Stated problem: Quote all lines below exactly. Images stay out.
* Start *
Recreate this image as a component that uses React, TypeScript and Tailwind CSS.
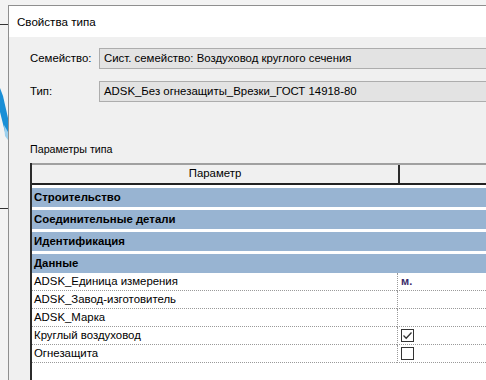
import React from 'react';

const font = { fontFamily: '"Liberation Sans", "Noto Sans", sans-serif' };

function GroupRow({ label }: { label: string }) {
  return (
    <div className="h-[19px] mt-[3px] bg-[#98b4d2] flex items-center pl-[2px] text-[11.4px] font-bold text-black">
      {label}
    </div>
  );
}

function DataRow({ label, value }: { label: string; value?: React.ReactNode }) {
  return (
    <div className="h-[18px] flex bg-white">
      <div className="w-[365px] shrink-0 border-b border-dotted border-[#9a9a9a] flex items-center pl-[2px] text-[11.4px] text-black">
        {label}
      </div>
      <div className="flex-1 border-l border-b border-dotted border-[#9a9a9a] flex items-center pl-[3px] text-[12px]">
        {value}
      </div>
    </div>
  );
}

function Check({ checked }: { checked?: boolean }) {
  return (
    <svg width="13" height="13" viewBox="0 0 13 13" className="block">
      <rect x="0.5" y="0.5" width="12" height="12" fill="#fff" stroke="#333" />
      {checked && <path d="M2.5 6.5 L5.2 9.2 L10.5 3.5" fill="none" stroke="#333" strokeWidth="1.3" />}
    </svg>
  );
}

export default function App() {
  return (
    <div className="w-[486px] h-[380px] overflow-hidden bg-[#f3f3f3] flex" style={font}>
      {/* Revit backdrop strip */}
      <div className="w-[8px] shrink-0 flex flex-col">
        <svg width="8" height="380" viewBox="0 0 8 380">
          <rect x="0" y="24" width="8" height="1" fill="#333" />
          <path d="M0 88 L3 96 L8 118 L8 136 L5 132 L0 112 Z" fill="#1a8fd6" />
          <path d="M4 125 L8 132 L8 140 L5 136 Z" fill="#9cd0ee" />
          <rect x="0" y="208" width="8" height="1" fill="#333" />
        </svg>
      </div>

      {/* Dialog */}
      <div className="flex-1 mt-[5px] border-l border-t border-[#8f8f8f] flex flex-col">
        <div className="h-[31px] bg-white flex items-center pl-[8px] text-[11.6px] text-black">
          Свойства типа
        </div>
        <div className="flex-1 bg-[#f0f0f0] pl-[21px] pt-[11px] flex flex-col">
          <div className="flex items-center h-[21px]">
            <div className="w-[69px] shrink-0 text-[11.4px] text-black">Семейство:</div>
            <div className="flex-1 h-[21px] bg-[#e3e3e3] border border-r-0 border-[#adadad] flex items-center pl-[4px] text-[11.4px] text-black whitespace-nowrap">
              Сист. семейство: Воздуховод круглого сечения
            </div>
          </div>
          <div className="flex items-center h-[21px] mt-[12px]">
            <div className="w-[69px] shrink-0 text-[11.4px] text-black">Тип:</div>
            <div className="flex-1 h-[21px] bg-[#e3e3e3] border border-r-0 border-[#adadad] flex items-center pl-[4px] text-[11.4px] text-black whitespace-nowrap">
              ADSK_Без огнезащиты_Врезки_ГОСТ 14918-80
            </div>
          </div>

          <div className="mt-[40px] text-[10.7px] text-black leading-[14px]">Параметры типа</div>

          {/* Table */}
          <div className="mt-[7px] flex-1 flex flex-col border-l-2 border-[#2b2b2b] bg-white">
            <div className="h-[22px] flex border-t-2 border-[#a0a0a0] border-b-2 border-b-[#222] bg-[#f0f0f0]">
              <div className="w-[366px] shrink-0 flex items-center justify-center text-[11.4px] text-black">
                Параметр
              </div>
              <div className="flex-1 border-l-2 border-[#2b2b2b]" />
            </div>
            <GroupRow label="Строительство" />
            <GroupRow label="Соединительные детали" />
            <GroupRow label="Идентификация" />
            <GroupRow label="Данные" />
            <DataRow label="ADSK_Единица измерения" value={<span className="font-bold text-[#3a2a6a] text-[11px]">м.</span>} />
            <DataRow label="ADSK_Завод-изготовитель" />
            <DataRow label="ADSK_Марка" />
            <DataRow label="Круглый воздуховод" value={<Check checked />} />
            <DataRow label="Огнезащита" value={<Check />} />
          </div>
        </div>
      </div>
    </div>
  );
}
* End *
Response to this exercise:
Recreate this image as a component that uses React, TypeScript and Tailwind CSS.
import React from 'react';

const font = { fontFamily: '"Liberation Sans", "Noto Sans", sans-serif' };

function GroupRow({ label }: { label: string }) {
  return (
    <div className="h-[19px] mt-[3px] bg-[#98b4d2] flex items-center pl-[2px] text-[11.4px] font-bold text-black">
      {label}
    </div>
  );
}

function DataRow({ label, value }: { label: string; value?: React.ReactNode }) {
  return (
    <div className="h-[18px] flex bg-white">
      <div className="w-[365px] shrink-0 border-b border-dotted border-[#9a9a9a] flex items-center pl-[2px] text-[11.4px] text-black">
        {label}
      </div>
      <div className="flex-1 border-l border-b border-dotted border-[#9a9a9a] flex items-center pl-[3px] text-[12px]">
        {value}
      </div>
    </div>
  );
}

function Check({ checked }: { checked?: boolean }) {
  return (
    <svg width="13" height="13" viewBox="0 0 13 13" className="block">
      <rect x="0.5" y="0.5" width="12" height="12" fill="#fff" stroke="#333" />
      {checked && <path d="M2.5 6.5 L5.2 9.2 L10.5 3.5" fill="none" stroke="#333" strokeWidth="1.3" />}
    </svg>
  );
}

export default function App() {
  return (
    <div className="w-[486px] h-[380px] overflow-hidden bg-[#f3f3f3] flex" style={font}>
      {/* Revit backdrop strip */}
      <div className="w-[8px] shrink-0 flex flex-col">
        <svg width="8" height="380" viewBox="0 0 8 380">
          <rect x="0" y="24" width="8" height="1" fill="#333" />
          <path d="M0 88 L3 96 L8 118 L8 136 L5 132 L0 112 Z" fill="#1a8fd6" />
          <path d="M4 125 L8 132 L8 140 L5 136 Z" fill="#9cd0ee" />
          <rect x="0" y="208" width="8" height="1" fill="#333" />
        </svg>
      </div>

      {/* Dialog */}
      <div className="flex-1 mt-[5px] border-l border-t border-[#8f8f8f] flex flex-col">
        <div className="h-[31px] bg-white flex items-center pl-[8px] text-[11.6px] text-black">
          Свойства типа
        </div>
        <div className="flex-1 bg-[#f0f0f0] pl-[21px] pt-[11px] flex flex-col">
          <div className="flex items-center h-[21px]">
            <div className="w-[69px] shrink-0 text-[11.4px] text-black">Семейство:</div>
            <div className="flex-1 h-[21px] bg-[#e3e3e3] border border-r-0 border-[#adadad] flex items-center pl-[4px] text-[11.4px] text-black whitespace-nowrap">
              Сист. семейство: Воздуховод круглого сечения
            </div>
          </div>
          <div className="flex items-center h-[21px] mt-[12px]">
            <div className="w-[69px] shrink-0 text-[11.4px] text-black">Тип:</div>
            <div className="flex-1 h-[21px] bg-[#e3e3e3] border border-r-0 border-[#adadad] flex items-center pl-[4px] text-[11.4px] text-black whitespace-nowrap">
              ADSK_Без огнезащиты_Врезки_ГОСТ 14918-80
            </div>
          </div>

          <div className="mt-[40px] text-[10.7px] text-black leading-[14px]">Параметры типа</div>

          {/* Table */}
          <div className="mt-[7px] flex-1 flex flex-col border-l-2 border-[#2b2b2b] bg-white">
            <div className="h-[22px] flex border-t-2 border-[#a0a0a0] border-b-2 border-b-[#222] bg-[#f0f0f0]">
              <div className="w-[366px] shrink-0 flex items-center justify-center text-[11.4px] text-black">
                Параметр
              </div>
              <div className="flex-1 border-l-2 border-[#2b2b2b]" />
            </div>
            <GroupRow label="Строительство" />
            <GroupRow label="Соединительные детали" />
            <GroupRow label="Идентификация" />
            <GroupRow label="Данные" />
            <DataRow label="ADSK_Единица измерения" value={<span className="font-bold text-[#3a2a6a] text-[11px]">м.</span>} />
            <DataRow label="ADSK_Завод-изготовитель" />
            <DataRow label="ADSK_Марка" />
            <DataRow label="Круглый воздуховод" value={<Check checked />} />
            <DataRow label="Огнезащита" value={<Check />} />
          </div>
        </div>
      </div>
    </div>
  );
}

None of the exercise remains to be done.